They discover that some injections influenced the transmission of Alzheimer’s

by time news

2024-02-02 17:11:03

A new study has shed more light to try to understand what factor or set of factors causes Alzheimer’s disease, the origin of which remains unknown. A team of researchers have now provided more evidence that the now-banned practice of injecting children with growth hormone extracted from the brains of deceased people may also have helped spread Alzheimer’s.

According to the authors of this research, published in Nature Medicinearound 200 children who between 1959 and 1985 underwent these procedures to treat short stature ended up developing Creutzfeldt-Jakob disease decades later, a degenerative and fatal brain condition caused by a misfolded protein known as prion.

Neurologist John Collinge, from the Institute of Prion Diseases at University College London, and his team have long suspected that injections of pituitary-derived growth hormone from cadavers could have transmitted this dementia.

For this reason, they have analyzed the signs of cognitive impairment in eight people who received these injections, but who did not die from Creutzfeldt-Jakob disease.

The result has been that five of the eight people subjected to this practice, now prohibited, as children, developed symptoms compatible with Alzheimer’s when they were between 30, 40 and 50 years old. In the other three, one had mild cognitive impairment, the second had cognitive symptoms and the third was asymptomatic.

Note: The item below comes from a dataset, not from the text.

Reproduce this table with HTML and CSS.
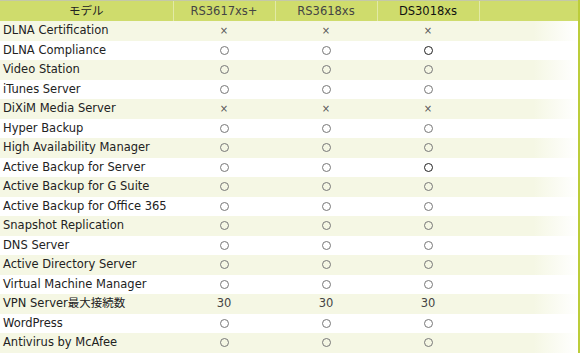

These results build on an earlier study that revealed that archival samples from these hormone injections contained beta amyloid, the protein believed to be the causative agent of Alzheimer’s disease.

As indicated from Science Alertthis body of research suggests that Alzheimer’s behaves in a prion-like manner, with seeds of degenerated proteins setting off a chain reaction throughout the brain.

This could put Alzheimer’s in the same category as other prion diseases, such as bovine spongiform encephalopathy (known as mad cow disease). According to the researchers, “the degree to which prion mechanisms are involved in the pathogenesis of Alzheimer’s may have important implications for therapeutic strategies,” they conclude.